■ **ENTRIES SUPPLIED**
>>>
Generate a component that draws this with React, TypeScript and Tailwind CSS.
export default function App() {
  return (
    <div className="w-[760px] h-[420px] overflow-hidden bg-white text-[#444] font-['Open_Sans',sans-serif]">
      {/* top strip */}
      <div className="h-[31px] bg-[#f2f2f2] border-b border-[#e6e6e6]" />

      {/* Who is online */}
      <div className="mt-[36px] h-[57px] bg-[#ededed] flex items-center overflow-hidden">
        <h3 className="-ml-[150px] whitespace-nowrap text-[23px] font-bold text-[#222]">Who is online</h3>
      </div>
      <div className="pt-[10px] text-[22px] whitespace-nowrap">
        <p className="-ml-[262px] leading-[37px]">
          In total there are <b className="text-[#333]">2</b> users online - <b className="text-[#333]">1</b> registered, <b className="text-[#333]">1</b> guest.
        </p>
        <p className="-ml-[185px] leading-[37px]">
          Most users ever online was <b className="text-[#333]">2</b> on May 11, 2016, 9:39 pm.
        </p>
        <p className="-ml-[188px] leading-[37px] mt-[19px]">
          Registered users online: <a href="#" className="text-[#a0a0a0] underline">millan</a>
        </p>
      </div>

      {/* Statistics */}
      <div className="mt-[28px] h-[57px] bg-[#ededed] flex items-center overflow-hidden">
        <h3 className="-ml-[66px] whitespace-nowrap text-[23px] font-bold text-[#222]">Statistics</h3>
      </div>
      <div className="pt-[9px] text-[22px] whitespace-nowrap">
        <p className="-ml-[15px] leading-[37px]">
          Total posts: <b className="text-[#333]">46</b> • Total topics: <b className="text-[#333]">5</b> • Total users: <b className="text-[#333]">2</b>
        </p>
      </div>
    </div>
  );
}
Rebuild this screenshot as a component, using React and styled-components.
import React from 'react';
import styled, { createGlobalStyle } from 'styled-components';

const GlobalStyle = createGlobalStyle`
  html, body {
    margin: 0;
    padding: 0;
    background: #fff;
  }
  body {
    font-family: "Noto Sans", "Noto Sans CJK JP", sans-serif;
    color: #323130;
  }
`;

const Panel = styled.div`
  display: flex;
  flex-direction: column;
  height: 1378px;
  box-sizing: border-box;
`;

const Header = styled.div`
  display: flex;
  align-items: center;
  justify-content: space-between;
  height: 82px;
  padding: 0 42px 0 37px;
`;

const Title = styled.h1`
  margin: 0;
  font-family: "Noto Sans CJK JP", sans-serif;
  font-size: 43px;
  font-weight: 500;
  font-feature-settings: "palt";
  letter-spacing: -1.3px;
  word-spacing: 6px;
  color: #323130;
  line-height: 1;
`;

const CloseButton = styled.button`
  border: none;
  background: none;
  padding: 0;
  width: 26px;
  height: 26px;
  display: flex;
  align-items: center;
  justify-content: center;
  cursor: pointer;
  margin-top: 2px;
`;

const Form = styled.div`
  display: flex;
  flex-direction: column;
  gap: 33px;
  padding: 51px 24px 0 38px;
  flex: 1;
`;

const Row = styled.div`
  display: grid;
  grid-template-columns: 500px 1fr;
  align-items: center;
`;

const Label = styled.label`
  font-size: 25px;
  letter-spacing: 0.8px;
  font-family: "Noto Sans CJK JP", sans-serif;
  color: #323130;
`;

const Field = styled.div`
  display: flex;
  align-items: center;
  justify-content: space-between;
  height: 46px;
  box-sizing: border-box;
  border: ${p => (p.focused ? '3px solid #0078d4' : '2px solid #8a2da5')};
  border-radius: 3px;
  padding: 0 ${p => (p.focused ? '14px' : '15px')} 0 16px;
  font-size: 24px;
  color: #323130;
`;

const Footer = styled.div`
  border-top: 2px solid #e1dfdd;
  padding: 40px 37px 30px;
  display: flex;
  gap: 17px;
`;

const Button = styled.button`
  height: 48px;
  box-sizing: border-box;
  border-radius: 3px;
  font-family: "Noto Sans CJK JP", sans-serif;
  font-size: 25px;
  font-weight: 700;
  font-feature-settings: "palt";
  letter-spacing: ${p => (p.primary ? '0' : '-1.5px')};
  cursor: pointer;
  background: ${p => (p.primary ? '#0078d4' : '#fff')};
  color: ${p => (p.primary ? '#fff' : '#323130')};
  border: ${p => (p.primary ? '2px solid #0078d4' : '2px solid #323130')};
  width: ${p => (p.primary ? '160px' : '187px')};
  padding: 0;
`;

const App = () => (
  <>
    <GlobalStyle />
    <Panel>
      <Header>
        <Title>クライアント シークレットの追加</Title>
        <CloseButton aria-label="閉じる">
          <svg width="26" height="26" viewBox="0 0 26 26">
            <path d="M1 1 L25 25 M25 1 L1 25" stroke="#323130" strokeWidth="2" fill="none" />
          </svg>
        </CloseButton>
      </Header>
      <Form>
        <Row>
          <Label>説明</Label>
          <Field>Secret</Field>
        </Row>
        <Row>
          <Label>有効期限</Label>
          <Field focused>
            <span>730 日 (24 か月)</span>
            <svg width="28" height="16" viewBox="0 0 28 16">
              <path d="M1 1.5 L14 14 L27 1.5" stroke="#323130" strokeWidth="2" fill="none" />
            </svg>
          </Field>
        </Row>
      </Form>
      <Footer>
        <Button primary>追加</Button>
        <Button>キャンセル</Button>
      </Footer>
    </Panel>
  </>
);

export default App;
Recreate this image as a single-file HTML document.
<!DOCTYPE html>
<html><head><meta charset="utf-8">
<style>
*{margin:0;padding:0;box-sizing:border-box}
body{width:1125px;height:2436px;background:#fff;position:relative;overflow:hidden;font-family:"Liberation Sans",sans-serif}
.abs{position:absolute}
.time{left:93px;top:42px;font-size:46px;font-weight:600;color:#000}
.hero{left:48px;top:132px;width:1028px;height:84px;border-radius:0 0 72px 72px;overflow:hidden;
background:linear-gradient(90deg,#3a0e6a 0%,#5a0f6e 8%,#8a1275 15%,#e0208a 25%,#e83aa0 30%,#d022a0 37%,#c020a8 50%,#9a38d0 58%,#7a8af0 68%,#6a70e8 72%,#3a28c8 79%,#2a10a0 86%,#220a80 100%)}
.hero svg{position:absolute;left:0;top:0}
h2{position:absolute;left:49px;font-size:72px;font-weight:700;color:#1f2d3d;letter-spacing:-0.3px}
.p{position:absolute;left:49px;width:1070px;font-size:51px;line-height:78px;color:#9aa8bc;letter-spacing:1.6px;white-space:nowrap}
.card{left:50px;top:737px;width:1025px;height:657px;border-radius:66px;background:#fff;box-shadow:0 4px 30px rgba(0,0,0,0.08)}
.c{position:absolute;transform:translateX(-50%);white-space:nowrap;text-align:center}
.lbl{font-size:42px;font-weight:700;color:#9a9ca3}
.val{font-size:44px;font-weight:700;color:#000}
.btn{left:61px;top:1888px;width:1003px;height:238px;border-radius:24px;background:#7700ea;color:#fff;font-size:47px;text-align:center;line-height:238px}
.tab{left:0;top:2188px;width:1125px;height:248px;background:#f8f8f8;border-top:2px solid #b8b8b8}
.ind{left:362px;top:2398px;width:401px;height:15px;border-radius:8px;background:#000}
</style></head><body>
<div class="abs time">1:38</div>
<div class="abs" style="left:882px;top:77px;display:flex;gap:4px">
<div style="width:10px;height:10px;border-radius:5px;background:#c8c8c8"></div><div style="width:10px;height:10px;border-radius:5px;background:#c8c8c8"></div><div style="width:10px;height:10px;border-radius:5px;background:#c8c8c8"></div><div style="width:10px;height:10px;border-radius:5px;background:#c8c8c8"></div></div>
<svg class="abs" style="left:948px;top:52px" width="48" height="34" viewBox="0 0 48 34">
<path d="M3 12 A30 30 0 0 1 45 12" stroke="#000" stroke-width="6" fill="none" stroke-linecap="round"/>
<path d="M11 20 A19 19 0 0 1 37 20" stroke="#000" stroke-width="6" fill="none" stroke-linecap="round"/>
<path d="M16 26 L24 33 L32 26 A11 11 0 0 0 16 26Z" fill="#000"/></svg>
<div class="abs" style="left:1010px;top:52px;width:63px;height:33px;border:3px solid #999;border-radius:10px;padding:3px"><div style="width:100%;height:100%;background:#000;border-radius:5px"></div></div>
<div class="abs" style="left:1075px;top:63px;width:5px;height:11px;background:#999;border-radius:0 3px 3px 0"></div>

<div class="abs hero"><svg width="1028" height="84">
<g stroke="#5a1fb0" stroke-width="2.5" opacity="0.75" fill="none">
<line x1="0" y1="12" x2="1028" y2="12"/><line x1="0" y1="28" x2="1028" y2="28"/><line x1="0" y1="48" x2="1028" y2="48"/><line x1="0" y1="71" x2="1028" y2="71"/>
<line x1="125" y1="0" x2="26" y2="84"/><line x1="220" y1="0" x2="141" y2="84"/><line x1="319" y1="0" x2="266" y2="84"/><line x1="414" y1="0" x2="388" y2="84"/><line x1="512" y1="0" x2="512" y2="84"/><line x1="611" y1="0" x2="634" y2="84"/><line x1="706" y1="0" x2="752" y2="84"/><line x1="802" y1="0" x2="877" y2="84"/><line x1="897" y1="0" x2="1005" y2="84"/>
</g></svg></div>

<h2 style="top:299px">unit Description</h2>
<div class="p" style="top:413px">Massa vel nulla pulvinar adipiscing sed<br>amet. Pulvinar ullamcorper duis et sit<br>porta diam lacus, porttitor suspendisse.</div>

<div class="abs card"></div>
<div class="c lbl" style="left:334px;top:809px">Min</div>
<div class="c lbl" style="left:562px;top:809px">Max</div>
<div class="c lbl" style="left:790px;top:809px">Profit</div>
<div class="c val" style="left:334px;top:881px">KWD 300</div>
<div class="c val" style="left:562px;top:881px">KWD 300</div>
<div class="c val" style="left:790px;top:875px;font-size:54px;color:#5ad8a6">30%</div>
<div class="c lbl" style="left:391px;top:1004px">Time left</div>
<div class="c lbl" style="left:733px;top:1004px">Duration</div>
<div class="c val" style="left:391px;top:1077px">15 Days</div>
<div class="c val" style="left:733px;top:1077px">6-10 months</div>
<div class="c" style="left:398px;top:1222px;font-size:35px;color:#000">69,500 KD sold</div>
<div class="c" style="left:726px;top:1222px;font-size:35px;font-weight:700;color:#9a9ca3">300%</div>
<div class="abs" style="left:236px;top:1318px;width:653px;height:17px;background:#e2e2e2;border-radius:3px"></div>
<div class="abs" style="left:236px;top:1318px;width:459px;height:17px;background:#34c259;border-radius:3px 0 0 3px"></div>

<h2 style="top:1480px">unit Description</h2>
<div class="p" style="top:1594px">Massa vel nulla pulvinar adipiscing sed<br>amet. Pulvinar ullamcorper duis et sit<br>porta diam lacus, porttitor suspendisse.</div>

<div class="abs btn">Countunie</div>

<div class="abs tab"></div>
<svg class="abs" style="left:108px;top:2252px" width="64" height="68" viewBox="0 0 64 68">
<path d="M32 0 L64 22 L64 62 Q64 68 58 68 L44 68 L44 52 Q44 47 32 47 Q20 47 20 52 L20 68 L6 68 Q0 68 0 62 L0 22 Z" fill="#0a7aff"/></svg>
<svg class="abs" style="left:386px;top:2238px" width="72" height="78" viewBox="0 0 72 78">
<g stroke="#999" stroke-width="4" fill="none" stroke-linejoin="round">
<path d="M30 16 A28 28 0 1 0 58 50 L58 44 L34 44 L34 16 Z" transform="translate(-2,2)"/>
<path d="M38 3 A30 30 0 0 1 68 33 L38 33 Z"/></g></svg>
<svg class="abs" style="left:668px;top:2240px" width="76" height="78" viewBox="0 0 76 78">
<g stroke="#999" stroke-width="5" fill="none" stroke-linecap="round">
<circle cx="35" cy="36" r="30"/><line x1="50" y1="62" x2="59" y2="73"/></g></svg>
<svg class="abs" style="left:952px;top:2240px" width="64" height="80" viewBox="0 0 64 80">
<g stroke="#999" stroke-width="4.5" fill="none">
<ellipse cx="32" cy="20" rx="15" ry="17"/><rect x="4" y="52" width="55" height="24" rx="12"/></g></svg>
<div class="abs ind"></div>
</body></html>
<<<
■ **WRITTEN REQUEST**
Copy each line from the data above that includes "components".

■ **RESULT OF THIS EXERCISE**
Rebuild this screenshot as a component, using React and styled-components.
import styled, { createGlobalStyle } from 'styled-components';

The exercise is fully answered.